De hecho el automóvil, que tanto nos facilita trasladar nuestros cuerpos de un sitio a otro, también puede transportarnos a un infierno de stress, furia y violencia homicida cuando el tiempo aprieta y no encontramos un lugar donde dejarlo. A veces es más prolongado el proceso del estacionamiento que el traslado, lo que provoca que el automovilista sea ganado por la furia.
Hay una máxima que todos debemos conocer: cuanto más interesante es el lugar al que queremos ir, más difícil se hace estacionar y más lejos se debe dejar el vehículo.
En momentos tales, el automovilista tiende a perder la razón, a invertir la relación “cosa/lugar”, a sospechar que la “cosa” por ahí es un obstáculo y que el “lugar, debido a su escasez, es seguramente mucho más valioso, y empieza a fantasear con que el auto desapareciese o se desintegrase, para librarnos de las complicaciones y la desdicha.

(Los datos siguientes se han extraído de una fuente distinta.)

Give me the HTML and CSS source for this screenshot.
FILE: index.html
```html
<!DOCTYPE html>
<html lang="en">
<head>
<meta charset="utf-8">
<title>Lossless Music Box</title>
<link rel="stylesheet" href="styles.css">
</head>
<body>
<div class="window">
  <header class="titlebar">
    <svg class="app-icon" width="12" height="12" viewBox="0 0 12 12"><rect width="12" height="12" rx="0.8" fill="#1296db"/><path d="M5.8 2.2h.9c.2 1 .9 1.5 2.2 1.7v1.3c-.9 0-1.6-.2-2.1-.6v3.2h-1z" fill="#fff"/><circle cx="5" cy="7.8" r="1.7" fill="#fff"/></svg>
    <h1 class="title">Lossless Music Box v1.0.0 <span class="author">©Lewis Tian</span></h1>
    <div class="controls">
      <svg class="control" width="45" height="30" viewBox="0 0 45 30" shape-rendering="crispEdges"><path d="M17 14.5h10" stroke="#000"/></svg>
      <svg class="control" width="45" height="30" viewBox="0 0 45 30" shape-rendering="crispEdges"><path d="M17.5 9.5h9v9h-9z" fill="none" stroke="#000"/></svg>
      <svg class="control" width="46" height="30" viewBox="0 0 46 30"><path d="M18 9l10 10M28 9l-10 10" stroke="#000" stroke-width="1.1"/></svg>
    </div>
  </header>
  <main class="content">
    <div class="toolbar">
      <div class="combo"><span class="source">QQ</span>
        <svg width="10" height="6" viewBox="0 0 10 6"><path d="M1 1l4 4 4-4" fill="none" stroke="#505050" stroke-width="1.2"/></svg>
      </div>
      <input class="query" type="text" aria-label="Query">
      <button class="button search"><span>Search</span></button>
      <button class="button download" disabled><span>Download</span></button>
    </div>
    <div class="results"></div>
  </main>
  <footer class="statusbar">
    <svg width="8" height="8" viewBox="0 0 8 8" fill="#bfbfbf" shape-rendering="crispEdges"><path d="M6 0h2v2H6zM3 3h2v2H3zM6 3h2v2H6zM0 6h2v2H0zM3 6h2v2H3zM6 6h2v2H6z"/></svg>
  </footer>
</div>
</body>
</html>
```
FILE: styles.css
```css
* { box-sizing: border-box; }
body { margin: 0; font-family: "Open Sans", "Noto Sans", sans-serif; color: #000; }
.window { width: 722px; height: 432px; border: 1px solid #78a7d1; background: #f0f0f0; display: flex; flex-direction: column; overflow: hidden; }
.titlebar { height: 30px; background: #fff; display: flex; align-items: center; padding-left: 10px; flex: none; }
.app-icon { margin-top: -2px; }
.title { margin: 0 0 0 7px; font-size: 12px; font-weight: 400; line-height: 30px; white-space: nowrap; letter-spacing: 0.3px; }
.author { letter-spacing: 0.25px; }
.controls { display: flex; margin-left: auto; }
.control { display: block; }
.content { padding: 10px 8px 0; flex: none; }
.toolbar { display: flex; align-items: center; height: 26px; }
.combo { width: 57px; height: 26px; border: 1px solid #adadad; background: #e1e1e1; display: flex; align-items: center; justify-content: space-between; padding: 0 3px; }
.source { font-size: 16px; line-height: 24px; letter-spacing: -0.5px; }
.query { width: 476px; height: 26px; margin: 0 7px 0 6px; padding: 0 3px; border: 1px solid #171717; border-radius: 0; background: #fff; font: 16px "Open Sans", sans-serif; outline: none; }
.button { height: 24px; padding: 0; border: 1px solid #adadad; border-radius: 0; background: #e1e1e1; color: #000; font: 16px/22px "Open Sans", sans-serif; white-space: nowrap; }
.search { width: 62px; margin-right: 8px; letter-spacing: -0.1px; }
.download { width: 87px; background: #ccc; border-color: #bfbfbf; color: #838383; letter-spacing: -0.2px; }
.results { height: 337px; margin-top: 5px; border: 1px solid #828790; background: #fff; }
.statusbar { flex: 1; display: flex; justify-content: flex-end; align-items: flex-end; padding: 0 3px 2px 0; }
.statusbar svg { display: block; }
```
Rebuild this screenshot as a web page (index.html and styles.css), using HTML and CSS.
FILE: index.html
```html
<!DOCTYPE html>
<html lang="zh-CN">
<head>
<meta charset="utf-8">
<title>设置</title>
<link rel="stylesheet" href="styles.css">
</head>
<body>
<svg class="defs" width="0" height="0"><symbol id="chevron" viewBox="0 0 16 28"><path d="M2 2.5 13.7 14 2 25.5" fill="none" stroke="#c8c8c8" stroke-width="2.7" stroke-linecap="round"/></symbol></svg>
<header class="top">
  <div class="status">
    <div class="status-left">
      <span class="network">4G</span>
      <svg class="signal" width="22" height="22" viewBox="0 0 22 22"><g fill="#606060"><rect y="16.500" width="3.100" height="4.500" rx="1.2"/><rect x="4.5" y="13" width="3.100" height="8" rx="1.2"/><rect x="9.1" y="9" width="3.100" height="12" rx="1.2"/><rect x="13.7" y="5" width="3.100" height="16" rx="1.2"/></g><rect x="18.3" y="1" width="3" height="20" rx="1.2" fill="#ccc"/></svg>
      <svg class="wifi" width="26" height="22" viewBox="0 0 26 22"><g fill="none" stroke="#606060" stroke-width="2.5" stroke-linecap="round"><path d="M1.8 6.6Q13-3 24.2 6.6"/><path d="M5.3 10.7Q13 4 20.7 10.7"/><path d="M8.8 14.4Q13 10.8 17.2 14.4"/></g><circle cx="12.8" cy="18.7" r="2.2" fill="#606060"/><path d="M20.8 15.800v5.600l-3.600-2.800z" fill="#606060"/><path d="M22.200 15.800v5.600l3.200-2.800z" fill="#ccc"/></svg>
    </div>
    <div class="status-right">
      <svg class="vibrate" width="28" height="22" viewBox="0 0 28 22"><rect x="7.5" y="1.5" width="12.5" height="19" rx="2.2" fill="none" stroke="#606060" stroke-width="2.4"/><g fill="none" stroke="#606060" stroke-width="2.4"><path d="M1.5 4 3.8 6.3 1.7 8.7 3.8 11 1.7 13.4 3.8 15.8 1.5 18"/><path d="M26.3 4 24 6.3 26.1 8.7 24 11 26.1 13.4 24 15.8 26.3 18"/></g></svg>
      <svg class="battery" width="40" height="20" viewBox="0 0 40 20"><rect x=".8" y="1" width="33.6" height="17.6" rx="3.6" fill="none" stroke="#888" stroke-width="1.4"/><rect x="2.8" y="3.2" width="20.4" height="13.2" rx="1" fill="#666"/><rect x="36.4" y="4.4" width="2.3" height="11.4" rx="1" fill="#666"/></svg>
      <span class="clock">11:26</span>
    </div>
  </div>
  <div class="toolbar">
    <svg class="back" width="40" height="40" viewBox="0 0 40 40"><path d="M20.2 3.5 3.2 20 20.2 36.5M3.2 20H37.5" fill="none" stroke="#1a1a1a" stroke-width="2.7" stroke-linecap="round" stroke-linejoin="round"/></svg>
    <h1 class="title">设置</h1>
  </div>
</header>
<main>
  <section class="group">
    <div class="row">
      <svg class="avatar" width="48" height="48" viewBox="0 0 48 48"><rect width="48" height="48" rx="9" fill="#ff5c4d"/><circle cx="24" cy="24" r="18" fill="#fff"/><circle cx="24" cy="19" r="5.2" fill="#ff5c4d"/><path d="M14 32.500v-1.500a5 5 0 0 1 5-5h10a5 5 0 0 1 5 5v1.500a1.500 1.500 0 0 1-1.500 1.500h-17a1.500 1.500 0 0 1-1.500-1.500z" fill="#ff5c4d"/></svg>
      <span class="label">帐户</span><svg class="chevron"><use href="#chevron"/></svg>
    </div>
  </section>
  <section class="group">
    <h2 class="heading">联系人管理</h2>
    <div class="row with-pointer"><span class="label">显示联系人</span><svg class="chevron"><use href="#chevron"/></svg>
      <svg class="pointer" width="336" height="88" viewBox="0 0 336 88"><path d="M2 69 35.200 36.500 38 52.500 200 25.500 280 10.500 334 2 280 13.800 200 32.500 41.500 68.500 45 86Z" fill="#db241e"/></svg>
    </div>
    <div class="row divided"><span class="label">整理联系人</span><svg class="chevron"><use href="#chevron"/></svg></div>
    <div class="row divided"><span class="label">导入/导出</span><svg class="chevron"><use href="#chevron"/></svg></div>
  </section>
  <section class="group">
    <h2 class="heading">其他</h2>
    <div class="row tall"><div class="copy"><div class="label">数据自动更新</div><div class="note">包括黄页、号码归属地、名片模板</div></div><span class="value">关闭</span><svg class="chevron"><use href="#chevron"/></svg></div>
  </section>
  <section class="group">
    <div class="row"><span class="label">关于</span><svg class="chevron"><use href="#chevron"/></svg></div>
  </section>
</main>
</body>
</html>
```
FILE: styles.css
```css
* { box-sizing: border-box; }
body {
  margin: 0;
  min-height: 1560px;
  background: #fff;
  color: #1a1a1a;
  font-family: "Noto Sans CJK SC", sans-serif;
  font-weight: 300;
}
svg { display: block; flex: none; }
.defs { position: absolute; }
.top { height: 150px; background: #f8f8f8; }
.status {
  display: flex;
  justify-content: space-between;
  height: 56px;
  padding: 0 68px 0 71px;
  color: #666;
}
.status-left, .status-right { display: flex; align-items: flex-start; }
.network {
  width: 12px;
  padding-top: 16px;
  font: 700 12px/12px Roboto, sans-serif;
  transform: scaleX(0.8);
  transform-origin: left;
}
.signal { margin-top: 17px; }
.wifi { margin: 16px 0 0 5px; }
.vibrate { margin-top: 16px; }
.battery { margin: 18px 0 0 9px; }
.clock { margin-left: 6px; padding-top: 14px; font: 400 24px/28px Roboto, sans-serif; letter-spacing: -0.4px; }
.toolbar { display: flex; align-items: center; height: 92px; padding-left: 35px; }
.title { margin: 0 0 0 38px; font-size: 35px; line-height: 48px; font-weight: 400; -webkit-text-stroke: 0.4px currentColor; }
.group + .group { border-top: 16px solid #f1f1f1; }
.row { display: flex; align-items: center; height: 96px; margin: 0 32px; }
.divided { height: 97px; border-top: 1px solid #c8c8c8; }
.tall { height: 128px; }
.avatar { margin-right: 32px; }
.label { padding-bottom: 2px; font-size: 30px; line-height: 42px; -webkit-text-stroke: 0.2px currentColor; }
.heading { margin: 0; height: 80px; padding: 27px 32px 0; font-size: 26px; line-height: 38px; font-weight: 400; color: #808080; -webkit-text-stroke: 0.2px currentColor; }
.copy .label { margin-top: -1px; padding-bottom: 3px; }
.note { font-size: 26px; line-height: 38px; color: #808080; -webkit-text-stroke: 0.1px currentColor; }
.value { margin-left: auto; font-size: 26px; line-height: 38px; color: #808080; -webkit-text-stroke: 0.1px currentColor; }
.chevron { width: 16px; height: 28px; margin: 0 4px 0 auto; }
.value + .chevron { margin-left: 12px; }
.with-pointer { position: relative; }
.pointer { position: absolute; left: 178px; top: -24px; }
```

Quizás un día inventen el automóvil descartable, que una vez utilizado se transforme en pizza. O la teletransportación de Star Trek, que puede llevarnos de un lugar a otro en instantes y sin requerir artefactos adicionales. Lo único que parece seguro, momentáneamente, es que llegara un día en que habrá tantos autos y tanto tránsito que será imposible estacionar, y que los autos circularán sin pausa , aminorando la velocidad apenas para que alguno de sus tripulantes descienda o ascienda a la máquina , y que mediante un inverosímil mecanismo automático seguirán funcionando aunque nadie los tripule, alejándose de nosotros para volver solo cuando necesitemos regresar. Hasta entonces, disfrutemos de esos momentos eternos, indescriptibles, llenos de hastío y soledad, en que tenemos que esperar el 35/9 para reflexionar sobre lo generosa que fue la vida con nosotros al no dotarnos de una “cosa” molesta y artificial que nunca encuentra un “lugar” donde acomodarse. Acá la única “cosa” soy yo, diremos. Que no es poco, para empezar.